Refer Fig. 52. In a D.C. motor when the armature rotates, the conductors on it cut the lines of force of magnetic field in which they revolve, so that an e.m.f is induced in the armature as in a generator. The induced e.m.f. acts in opposition to the current in the machine and, therefore, to the applied voltage, so that it is customary to refer to this voltage as the ‘back e.m.f:’ That this is so can be deduced by Lenz’s law, which states that the direction of an induced e.m.f. is such as to oppose the change causing it, which is, of course, the applied voltage.
The magnitude of the back or counter e.m.f. can be calculated by using formula for the induced e.m.f. in a generator, and it is important in the case of the motor, to appreciate that this is proportional to the product of the flux and the speed.
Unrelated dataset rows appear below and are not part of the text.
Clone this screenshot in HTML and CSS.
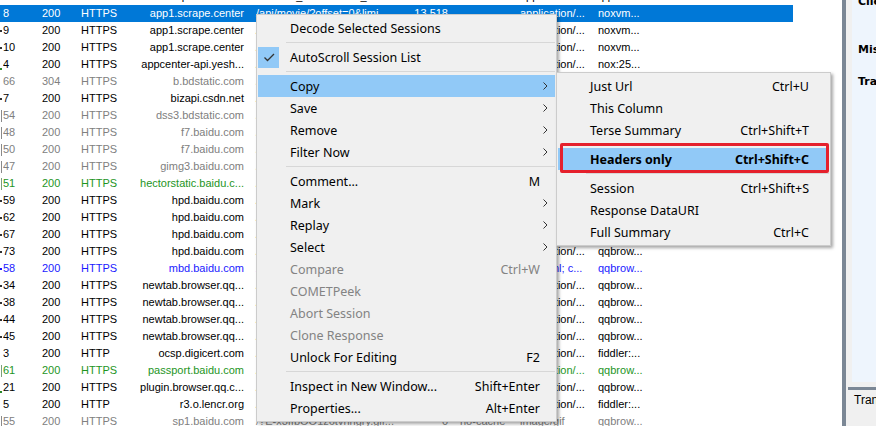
FILE: index.html
```html
<!DOCTYPE html>
<html>
<head>
<meta charset="utf-8">
<link rel="stylesheet" href="styles.css">
</head>
<body>
<div class="app">
  <div class="list">
    <div class="rows">
      <div class="row"><span class="mk"></span><span>11</span><span>200</span><span>HTTPS</span><span class="h">api.bilibili.com</span><span class="u">/session_dv?/session_dm</span><span class="b">280</span><span class="c">no-cache</span><span class="t">application/...</span><span class="p">qqbrow...</span></div>
      <div class="row sel"><span class="mk"></span><span>8</span><span>200</span><span>HTTPS</span><span class="h">app1.scrape.center</span><span class="u">/api/movie/?offset=0&amp;limi</span><span class="b">13,518</span><span class="c"></span><span class="t">application/...</span><span class="p">noxvm...</span></div>
      <div class="row"><span class="mk dot"></span><span>9</span><span>200</span><span>HTTPS</span><span class="h">app1.scrape.center</span><span class="u">/api/movie/?offset=10&amp;li</span><span class="b">13,230</span><span class="c"></span><span class="t">application/...</span><span class="p">noxvm...</span></div>
      <div class="row"><span class="mk dot"></span><span>10</span><span>200</span><span>HTTPS</span><span class="h">app1.scrape.center</span><span class="u">/api/movie/?offset=20&amp;li</span><span class="b">13,402</span><span class="c"></span><span class="t">application/...</span><span class="p">noxvm...</span></div>
      <div class="row"><span class="mk gdot"></span><span>4</span><span>200</span><span>HTTPS</span><span class="h">appcenter-api.yesh...</span><span class="u">/api/v1/app/check</span><span class="b">512</span><span class="c"></span><span class="t">application/...</span><span class="p">nox:25...</span></div>
      <div class="row gray"><span class="mk"></span><span>66</span><span>304</span><span>HTTPS</span><span class="h">b.bdstatic.com</span><span class="u">/searchbox/icms/other</span><span class="b">0</span><span class="c">max-age</span><span class="t"></span><span class="p">qqbrow...</span></div>
      <div class="row"><span class="mk dot"></span><span>7</span><span>200</span><span>HTTPS</span><span class="h">bizapi.csdn.net</span><span class="u">/passport-api/v1/user</span><span class="b">98</span><span class="c"></span><span class="t">application/...</span><span class="p">qqbrow...</span></div>
      <div class="row gray"><span class="mk bar"></span><span>54</span><span>200</span><span>HTTPS</span><span class="h">dss3.bdstatic.com</span><span class="u">/lPoZeXSm1A5BphGlnYG/</span><span class="b">1,024</span><span class="c">max-age</span><span class="t">image/png</span><span class="p">qqbrow...</span></div>
      <div class="row gray"><span class="mk bar"></span><span>48</span><span>200</span><span>HTTPS</span><span class="h">f7.baidu.com</span><span class="u">/it/u=1048582719</span><span class="b">5,210</span><span class="c">max-age</span><span class="t">image/jpeg</span><span class="p">qqbrow...</span></div>
      <div class="row gray"><span class="mk bar"></span><span>50</span><span>200</span><span>HTTPS</span><span class="h">f7.baidu.com</span><span class="u">/it/u=2239572119</span><span class="b">6,118</span><span class="c">max-age</span><span class="t">image/jpeg</span><span class="p">qqbrow...</span></div>
      <div class="row gray"><span class="mk bar"></span><span>47</span><span>200</span><span>HTTPS</span><span class="h">gimg3.baidu.com</span><span class="u">/search/src=http</span><span class="b">8,406</span><span class="c">max-age</span><span class="t">image/jpeg</span><span class="p">qqbrow...</span></div>
      <div class="row green"><span class="mk gbar"></span><span>51</span><span>200</span><span>HTTPS</span><span class="h">hectorstatic.baidu.c...</span><span class="u">/cd37ed75a9387c5b.js</span><span class="b">3,201</span><span class="c">max-age</span><span class="t">application/...</span><span class="p">qqbrow...</span></div>
      <div class="row"><span class="mk dot"></span><span>59</span><span>200</span><span>HTTPS</span><span class="h">hpd.baidu.com</span><span class="u">/v.gif?ct=4&amp;logFrom</span><span class="b">43</span><span class="c"></span><span class="t">application/...</span><span class="p">qqbrow...</span></div>
      <div class="row"><span class="mk dot"></span><span>62</span><span>200</span><span>HTTPS</span><span class="h">hpd.baidu.com</span><span class="u">/v.gif?ct=4&amp;logFrom</span><span class="b">43</span><span class="c"></span><span class="t">application/...</span><span class="p">qqbrow...</span></div>
      <div class="row"><span class="mk dot"></span><span>67</span><span>200</span><span>HTTPS</span><span class="h">hpd.baidu.com</span><span class="u">/v.gif?ct=4&amp;logFrom</span><span class="b">43</span><span class="c"></span><span class="t">application/...</span><span class="p">qqbrow...</span></div>
      <div class="row"><span class="mk dot"></span><span>73</span><span>200</span><span>HTTPS</span><span class="h">hpd.baidu.com</span><span class="u">/v.gif?ct=4&amp;logFrom</span><span class="b">43</span><span class="c"></span><span class="t">application/...</span><span class="p">qqbrow...</span></div>
      <div class="row blue"><span class="mk bdot"></span><span>58</span><span>200</span><span>HTTPS</span><span class="h">mbd.baidu.com</span><span class="u">/newspage/data/landing</span><span class="b">21,904</span><span class="c">no-cache</span><span class="t">text/html; c...</span><span class="p">qqbrow...</span></div>
      <div class="row"><span class="mk dot"></span><span>34</span><span>200</span><span>HTTPS</span><span class="h">newtab.browser.qq...</span><span class="u">/cgi-bin/newtab/config</span><span class="b">1,876</span><span class="c"></span><span class="t">application/...</span><span class="p">qqbrow...</span></div>
      <div class="row"><span class="mk dot"></span><span>38</span><span>200</span><span>HTTPS</span><span class="h">newtab.browser.qq...</span><span class="u">/cgi-bin/newtab/feeds</span><span class="b">2,340</span><span class="c"></span><span class="t">application/...</span><span class="p">qqbrow...</span></div>
      <div class="row"><span class="mk dot"></span><span>44</span><span>200</span><span>HTTPS</span><span class="h">newtab.browser.qq...</span><span class="u">/cgi-bin/newtab/sites</span><span class="b">986</span><span class="c"></span><span class="t">application/...</span><span class="p">qqbrow...</span></div>
      <div class="row"><span class="mk dot"></span><span>45</span><span>200</span><span>HTTPS</span><span class="h">newtab.browser.qq...</span><span class="u">/cgi-bin/newtab/weather</span><span class="b">734</span><span class="c"></span><span class="t">application/...</span><span class="p">qqbrow...</span></div>
      <div class="row"><span class="mk"></span><span>3</span><span>200</span><span>HTTP</span><span class="h">ocsp.digicert.com</span><span class="u">/MFEwTzBNMEswSTAJBgUr</span><span class="b">471</span><span class="c">max-age</span><span class="t">application/...</span><span class="p">fiddler:...</span></div>
      <div class="row green"><span class="mk gbar"></span><span>61</span><span>200</span><span>HTTPS</span><span class="h">passport.baidu.com</span><span class="u">/v2/api/?getapi&amp;tpl</span><span class="b">1,152</span><span class="c"></span><span class="t">application/...</span><span class="p">qqbrow...</span></div>
      <div class="row"><span class="mk gdot"></span><span>21</span><span>200</span><span>HTTPS</span><span class="h">plugin.browser.qq.c...</span><span class="u">/plugin/list</span><span class="b">3,002</span><span class="c"></span><span class="t">application/...</span><span class="p">qqbrow...</span></div>
      <div class="row"><span class="mk"></span><span>5</span><span>200</span><span>HTTP</span><span class="h">r3.o.lencr.org</span><span class="u">/MFMwUTBPME0wSzAJBgUr</span><span class="b">503</span><span class="c">max-age</span><span class="t">application/...</span><span class="p">fiddler:...</span></div>
      <div class="row gray"><span class="mk bar"></span><span>55</span><span>200</span><span>HTTPS</span><span class="h">sp1.baidu.com</span><span class="u">/?E-x3IIbOO1z6tvnhgry.gif...</span><span class="b">0</span><span class="c">no-cache</span><span class="t">image/gif</span><span class="p">qqbrow...</span></div>
    </div>
  </div>
  <div class="vsplit"></div>
  <div class="side">
    <div class="inspector">
      <div class="lbl first">Client Connected:</div>
      <div class="lbl second">Miscellaneous</div>
      <div class="lbl third">Transfer Timeline</div>
    </div>
    <div class="hsplit"></div>
    <div class="tabs">Transformer</div>
  </div>

  <div class="menu ctx">
    <div class="mi"><span class="lb">Decode Selected Sessions</span></div>
    <div class="sep"></div>
    <div class="mi"><span class="chk"><svg width="21" height="21" viewBox="0 0 21 21"><polyline points="6.5,10.5 9.5,13.5 16,7" fill="none" stroke="#333" stroke-width="1.3"/></svg></span><span class="lb">AutoScroll Session List</span></div>
    <div class="sep"></div>
    <div class="mi hl"><span class="lb">Copy</span><span class="arr"><svg width="5" height="8" viewBox="0 0 5 8"><polyline points="0.5,0.5 4,4 0.5,7.5" fill="none" stroke="#333" stroke-width="1"/></svg></span></div>
    <div class="mi"><span class="lb">Save</span><span class="arr"><svg width="5" height="8" viewBox="0 0 5 8"><polyline points="0.5,0.5 4,4 0.5,7.5" fill="none" stroke="#333" stroke-width="1"/></svg></span></div>
    <div class="mi"><span class="lb">Remove</span><span class="arr"><svg width="5" height="8" viewBox="0 0 5 8"><polyline points="0.5,0.5 4,4 0.5,7.5" fill="none" stroke="#333" stroke-width="1"/></svg></span></div>
    <div class="mi"><span class="lb">Filter Now</span><span class="arr"><svg width="5" height="8" viewBox="0 0 5 8"><polyline points="0.5,0.5 4,4 0.5,7.5" fill="none" stroke="#333" stroke-width="1"/></svg></span></div>
    <div class="sep"></div>
    <div class="mi"><span class="lb">Comment...</span><span class="sc">M</span></div>
    <div class="mi"><span class="lb">Mark</span><span class="arr"><svg width="5" height="8" viewBox="0 0 5 8"><polyline points="0.5,0.5 4,4 0.5,7.5" fill="none" stroke="#333" stroke-width="1"/></svg></span></div>
    <div class="mi"><span class="lb">Replay</span><span class="arr"><svg width="5" height="8" viewBox="0 0 5 8"><polyline points="0.5,0.5 4,4 0.5,7.5" fill="none" stroke="#333" stroke-width="1"/></svg></span></div>
    <div class="mi"><span class="lb">Select</span><span class="arr"><svg width="5" height="8" viewBox="0 0 5 8"><polyline points="0.5,0.5 4,4 0.5,7.5" fill="none" stroke="#333" stroke-width="1"/></svg></span></div>
    <div class="mi dis"><span class="lb">Compare</span><span class="sc">Ctrl+W</span></div>
    <div class="mi dis"><span class="lb">COMETPeek</span></div>
    <div class="mi dis"><span class="lb">Abort Session</span></div>
    <div class="mi dis"><span class="lb">Clone Response</span></div>
    <div class="mi"><span class="lb">Unlock For Editing</span><span class="sc">F2</span></div>
    <div class="sep"></div>
    <div class="mi"><span class="lb">Inspect in New Window...</span><span class="sc">Shift+Enter</span></div>
    <div class="mi"><span class="lb">Properties...</span><span class="sc">Alt+Enter</span></div>
  </div>

  <div class="menu subm">
    <div class="mi"><span class="lb">Just Url</span><span class="sc">Ctrl+U</span></div>
    <div class="mi"><span class="lb">This Column</span></div>
    <div class="mi"><span class="lb">Terse Summary</span><span class="sc">Ctrl+Shift+T</span></div>
    <div class="sep"></div>
    <div class="mi hl bold"><span class="lb">Headers only</span><span class="sc">Ctrl+Shift+C</span></div>
    <div class="sep"></div>
    <div class="mi"><span class="lb">Session</span><span class="sc">Ctrl+Shift+S</span></div>
    <div class="mi"><span class="lb">Response DataURI</span></div>
    <div class="mi"><span class="lb">Full Summary</span><span class="sc">Ctrl+C</span></div>
  </div>

  <div class="annot"></div>
</div>
</body>
</html>
```

FILE: styles.css
```css
html, body {
  margin: 0;
  padding: 0;
}
body {
  width: 876px;
  height: 426px;
  overflow: hidden;
  background: #fff;
  font-family: "Liberation Sans", Arial, sans-serif;
  font-size: 11px;
  color: #000;
}
.app {
  position: relative;
  display: flex;
  width: 876px;
  height: 426px;
  overflow: hidden;
}
.list {
  width: 842px;
  flex: none;
  background: #fff;
  overflow: hidden;
}
.rows {
  margin-top: -12px;
}
.row {
  display: grid;
  grid-template-columns: 3px 39px 39px 54px 113px 156px 48px 64px 78px 199px;
  width: 793px;
  height: 17px;
  line-height: 17px;
  color: #000;
}
.row > span {
  white-space: nowrap;
  overflow: hidden;
}
.row .h { text-align: right; padding-right: 4px; }
.row .u { padding-left: 8px; }
.row .b { text-align: right; padding-right: 4px; }
.row .c { padding-left: 8px; }
.row .t { padding-left: 4px; }
.row .p { padding-left: 4px; }
.row.sel { background: #0078d7; color: #fff; }
.row.gray { color: #808080; }
.row.green { color: #1e951e; }
.row.blue { color: #1a1aff; }

.mk {
  display: flex;
  align-items: center;
}
.mk::before {
  content: "";
  display: block;
}
.mk.dot::before { width: 2px; height: 2px; background: #333; }
.mk.gdot::before { width: 2px; height: 2px; background: #2a8a2a; margin-top: 8px; }
.mk.bdot::before { width: 2px; height: 2px; background: #1a1aff; }
.mk.bar::before { width: 1px; height: 12px; margin-left: 1px; background: #8a8a8a; }
.mk.gbar::before { width: 1px; height: 12px; margin-left: 1px; background: #7aa07a; }

.vsplit {
  width: 4px;
  flex: none;
  background: #7b8795;
}
.side {
  flex: 1;
  min-width: 0;
  display: flex;
  flex-direction: column;
  background: #f0f0f0;
  padding-left: 2px;
}
.inspector {
  margin-left: 4px;
  height: 382px;
  flex: none;
  background: #eef5fd;
  padding-left: 6px;
  overflow: hidden;
  font-family: "DejaVu Sans", Verdana, sans-serif;
  font-weight: bold;
  font-size: 11px;
}
.lbl {
  white-space: nowrap;
  line-height: 16px;
}
.lbl.first { margin-top: -6px; }
.lbl.second { margin-top: 32px; }
.lbl.third { margin-top: 16px; }
.hsplit {
  margin-top: 5px;
  height: 3px;
  flex: none;
  background: #7b8795;
}
.tabs {
  padding: 2px 0 0 6px;
  line-height: 16px;
  font-size: 12px;
  white-space: nowrap;
  overflow: hidden;
}

.menu {
  position: absolute;
  box-sizing: border-box;
  background: #f0f0f0;
  border: 1px solid #cccccc;
  padding: 2px 1px;
  font-family: "Noto Sans", "Open Sans", sans-serif;
  font-size: 12.5px;
  color: #000;
  box-shadow: 2px 2px 3px rgba(0, 0, 0, 0.35);
}
.ctx {
  left: 256px;
  top: 14px;
  width: 301px;
}
.subm {
  left: 556px;
  top: 72px;
  width: 275px;
}
.mi {
  position: relative;
  display: flex;
  align-items: center;
  height: 22px;
  padding: 0 15px 0 32px;
  white-space: nowrap;
}
.subm .mi {
  padding-right: 20px;
}
.mi .lb { flex: 1; }
.mi.hl { background: #91c9f7; }
.mi.dis { color: #838383; }
.mi.bold { font-weight: bold; }
.chk {
  position: absolute;
  left: 0;
  top: 1px;
  width: 21px;
  height: 21px;
  background: #91c9f7;
}
.chk svg { display: block; }
.arr {
  position: absolute;
  right: 7px;
  top: 7px;
  width: 5px;
  height: 8px;
}
.arr svg { display: block; }
.sep {
  height: 1px;
  margin: 3px 0 3px 28px;
  background: #d7d7d7;
}
.annot {
  position: absolute;
  left: 560px;
  top: 143px;
  width: 269px;
  height: 30px;
  box-sizing: border-box;
  border: 3px solid #e5202c;
  border-radius: 2px;
}
```
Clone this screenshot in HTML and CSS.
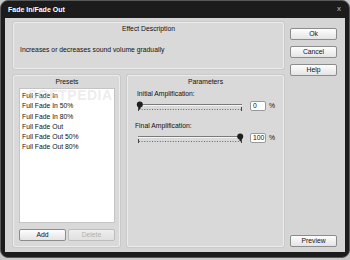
FILE: index.html
```html
<!DOCTYPE html>
<html lang="en">
<head>
    <meta charset="UTF-8">
    <title>Fade In/Fade Out</title>
    <link rel="stylesheet" href="styles.css">
</head>
<body>

    <div class="window">
        <div class="titlebar">
            <span class="title">Fade In/Fade Out</span>
            <span class="close">x</span>
        </div>

        <div class="client">
            <div class="main">
                <div class="panel effect">
                    <div class="panel-title">Effect Description</div>
                    <div class="effect-text">Increases or decreases sound volume gradually</div>
                </div>

                <div class="bottom-row">
                    <div class="panel presets">
                        <div class="panel-title">Presets</div>
                        <div class="list">
                            <div class="item">Full Fade In</div>
                            <div class="item">Full Fade In 50%</div>
                            <div class="item">Full Fade In 80%</div>
                            <div class="item">Full Fade Out</div>
                            <div class="item">Full Fade Out 50%</div>
                            <div class="item">Full Fade Out 80%</div>
                            <div class="watermark">SOFTPEDIA</div>
                        </div>
                        <div class="list-buttons">
                            <button class="btn">Add</button>
                            <button class="btn" disabled>Delete</button>
                        </div>
                    </div>

                    <div class="panel params">
                        <div class="panel-title">Parameters</div>

                        <div class="param-label">Initial Amplification:</div>
                        <div class="slider-row">
                            <svg class="slider" width="108" height="11" viewBox="0 0 108 11">
                                <line x1="2" y1="3.5" x2="106" y2="3.5" stroke="#7a7a7a"/>
                                <line x1="2" y1="4.5" x2="106" y2="4.5" stroke="#f4f4f4"/>
                                <line x1="3" y1="8.5" x2="105" y2="8.5" stroke="#666" stroke-dasharray="1 1.6"/>
                                <line x1="2.5" y1="6" x2="2.5" y2="10" stroke="#444"/>
                                <line x1="105.5" y1="6" x2="105.5" y2="10" stroke="#444"/>
                                <rect x="3" y="3" width="1.5" height="5" fill="#222"/>
                                <circle cx="3.8" cy="3.5" r="3" fill="#1e1e1e"/>
                            </svg>
                            <div class="num">0</div>
                            <span class="pct">%</span>
                        </div>

                        <div class="param-label final">Final Amplification:</div>
                        <div class="slider-row">
                            <svg class="slider" width="108" height="11" viewBox="0 0 108 11">
                                <line x1="2" y1="3.5" x2="106" y2="3.5" stroke="#7a7a7a"/>
                                <line x1="2" y1="4.5" x2="106" y2="4.5" stroke="#f4f4f4"/>
                                <line x1="3" y1="8.5" x2="105" y2="8.5" stroke="#666" stroke-dasharray="1 1.6"/>
                                <line x1="2.5" y1="6" x2="2.5" y2="10" stroke="#444"/>
                                <line x1="105.5" y1="6" x2="105.5" y2="10" stroke="#444"/>
                                <rect x="103.5" y="3" width="1.5" height="5" fill="#222"/>
                                <circle cx="104.2" cy="3.5" r="3" fill="#1e1e1e"/>
                            </svg>
                            <div class="num">100</div>
                            <span class="pct">%</span>
                        </div>
                    </div>
                </div>
            </div>

            <div class="side">
                <button class="btn">Ok</button>
                <button class="btn">Cancel</button>
                <button class="btn">Help</button>
                <button class="btn preview">Preview</button>
            </div>
        </div>
    </div>

</body>
</html>
```

FILE: styles.css
```css
html, body {
    margin: 0;
    padding: 0;
}
body {
    width: 350px;
    height: 260px;
    background-color: #c9c9c9;
    font-family: "Liberation Sans", Arial, sans-serif;
    font-size: 6.8px;
    color: #111;
    overflow: hidden;
}
.window {
    width: 350px;
    height: 258px;
    box-sizing: border-box;
    background-color: #1c1c1c;
    border: 1px solid #5a5a5a;
    border-radius: 8px;
    display: flex;
    flex-direction: column;
}
.titlebar {
    height: 17px;
    display: flex;
    align-items: center;
    justify-content: space-between;
    padding: 0 8px 0 7px;
}
.title {
    color: #fff;
    font-weight: bold;
    font-size: 7px;
}
.close {
    color: #bdbdbd;
    font-size: 8px;
    margin-top: -3px;
}
.client {
    margin: 0 4px;
    height: 234px;
    background-color: #d5d5d5;
    box-sizing: border-box;
    padding: 4px 8px 5px 8px;
    display: flex;
    gap: 6px;
}
.main {
    width: 271px;
    display: flex;
    flex-direction: column;
    gap: 6px;
}
.panel {
    box-sizing: border-box;
    background-color: #d9d9d9;
    border: 1px solid #ececec;
    border-radius: 2px;
    box-shadow: 0 0 0 1px #cacaca;
}
.panel-title {
    text-align: center;
    height: 9px;
    line-height: 9px;
    margin-top: 1px;
}
.effect {
    height: 47px;
}
.effect-text {
    margin: 13px 0 0 6px;
}
.bottom-row {
    flex: 1;
    display: flex;
    gap: 7px;
}
.presets {
    width: 111px;
    padding: 0 4px 0 5px;
    display: flex;
    flex-direction: column;
}
.list {
    position: relative;
    margin-top: 2px;
    height: 135px;
    background-color: #fff;
    border: 1px solid #c4c4c4;
    padding: 2px 0 0 2px;
    box-sizing: border-box;
    overflow: hidden;
}
.item {
    height: 10.3px;
    line-height: 10px;
}
.watermark {
    position: absolute;
    top: -2px;
    left: 8px;
    font-size: 14px;
    font-weight: bold;
    letter-spacing: 0.5px;
    color: rgba(215, 215, 215, 0.45);
}
.list-buttons {
    display: flex;
    justify-content: space-between;
    margin-top: 6px;
}
.btn {
    width: 47px;
    height: 12px;
    padding: 0;
    font-family: "Liberation Sans", Arial, sans-serif;
    font-size: 6.8px;
    color: #111;
    background: linear-gradient(#fdfdfd, #e4e4e4);
    border: 1px solid #8c8c8c;
    border-radius: 2px;
    line-height: 10px;
}
.btn:disabled {
    color: #b0b0b0;
    border-color: #bdbdbd;
    background: linear-gradient(#eeeeee, #e0e0e0);
}
.params {
    flex: 1;
    padding: 0 8px 0 8px;
}
.param-label {
    margin: 3px 0 0 1px;
    height: 9px;
    line-height: 9px;
}
.param-label.final {
    margin: 9px 0 0 -1px;
}
.slider-row {
    display: flex;
    align-items: center;
    margin-top: 1px;
}
.slider {
    display: block;
    margin-top: 2px;
}
.num {
    width: 16px;
    height: 10px;
    margin-left: 6px;
    box-sizing: border-box;
    background-color: #fff;
    border: 1px solid #9a9a9a;
    border-radius: 2px;
    padding-left: 2px;
    line-height: 8px;
}
.pct {
    margin-left: 3px;
}
.side {
    width: 47px;
    padding-top: 6px;
    display: flex;
    flex-direction: column;
    gap: 6px;
}
.preview {
    margin-top: auto;
}
```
Thus if Eb denotes the back e.m.f., the flux and N the speed, we may write,
Eb = k ɸ N
Fig. 52. Motoring operation.
The value of back e.m.f. (Eb) is always less than the applied voltage, although difference is small when the machine is running under normal conditions. It is the difference between these two quantities which actually drives current through the resistance of the armature circuit. If this resistance is represented by Ra, the back e.m.f. by Eb and the applied voltage by V, then we have
V = Eb + IaRa
where Ia is the current in the armature circuit.